I had a valid visitor visa (10 yr) issued in 2011. visited US to meet parents who arrived in US as permanent residents in 2011. At the entry, I told i am here to visit my parents who just arrived as permanent residents. issued i-94 for 6 months. left US by land well within 6 months but forgot to handover i-94. in 2012, i was denied boarding & was asked to embassy. thought may be its because I didn't return i-94. i sent back i-94 with supporting departure docs. Also applied for a redress number & mentioned that my family is resident of usa. Then got email from consulate for 2nd interview & they cancelled my visa and gave no reason when i asked. Stamped as without prejudice, handwritten thrice as cancelled but was told revoked. FYI, early 2012 mom applied i-130 for me. Can i get visa again?
I need to apply for work purposes. my company wants to send me for training and business meetings in usa.
You can always apply but you might just see the same decision. The reason is that one an I-130 is filed in your behalf there is an immigrant intent which is difficult to overcome.

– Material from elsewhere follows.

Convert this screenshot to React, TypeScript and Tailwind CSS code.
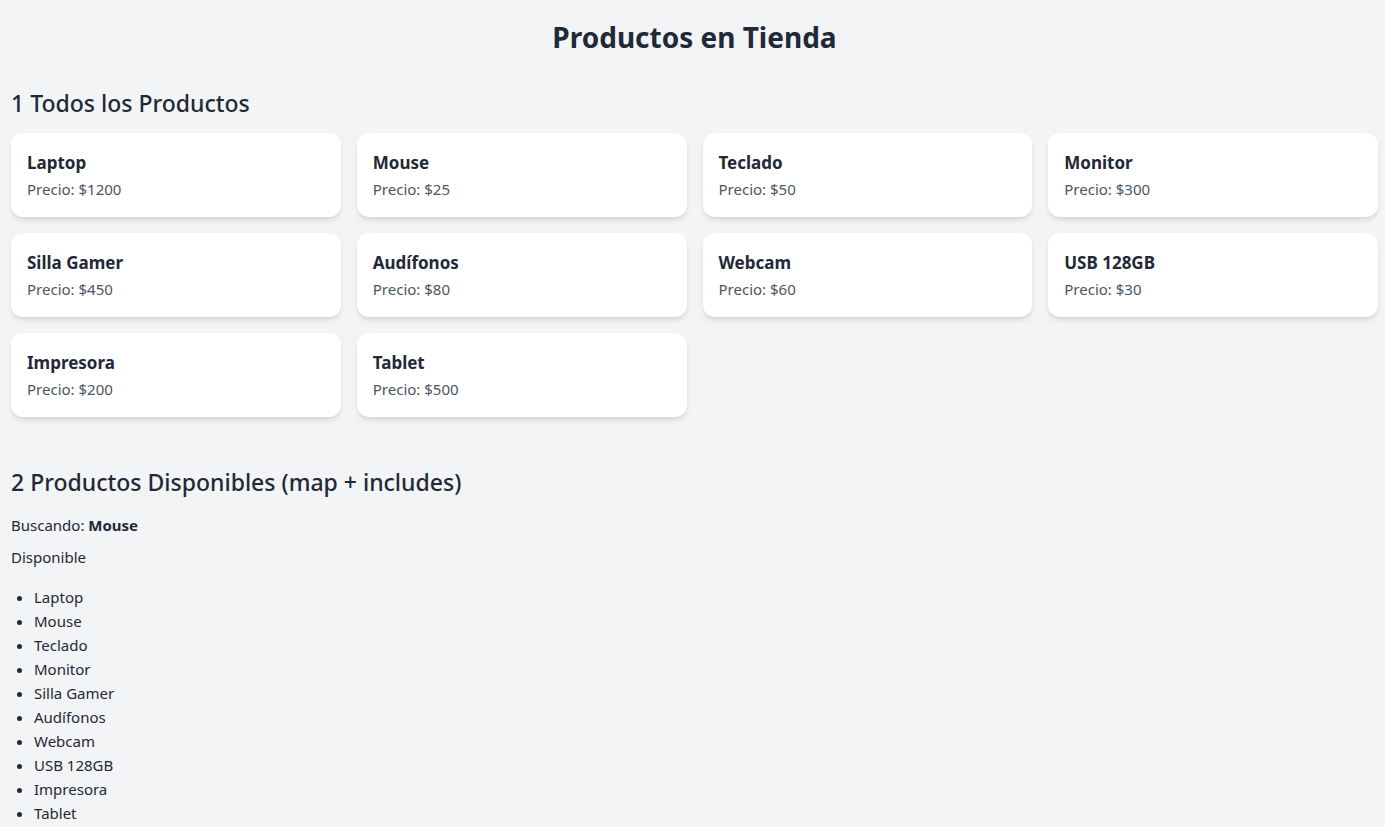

This response is general in nature and cannot be construed as legal advice, given that not enough facts are known. Any comments offered on Avvo are of a general nature only, and are not meant to create an attorney-client relationship. If you would like additional information based on this response, please contact my office at 510 657 7665 or 415 902 0832 to schedule a consultation.
By having PR parents and an I130 filed on your behalf is prima facie evidence of immigrant intent. Consult an attorney
Yes, you may apply again, but unless you cure what was the basis for the first denial(s) you are likely to receive the same response. In your case, because of your LPR parents, it appears that this fact is seen as evidence that you harbor an immigrant intent, i.e. you yourself will want to immigrate to the U.S. since your parents already have. This is in contradiction to the purposes of the visitor visa, which may be why it was denied. To optimize your chances of being able to travel to the U.S., consult an immigration attorney.
This advice does not form an attorney-client relationship and is merely informative. It should not by itself be relied upon to address a legal concern.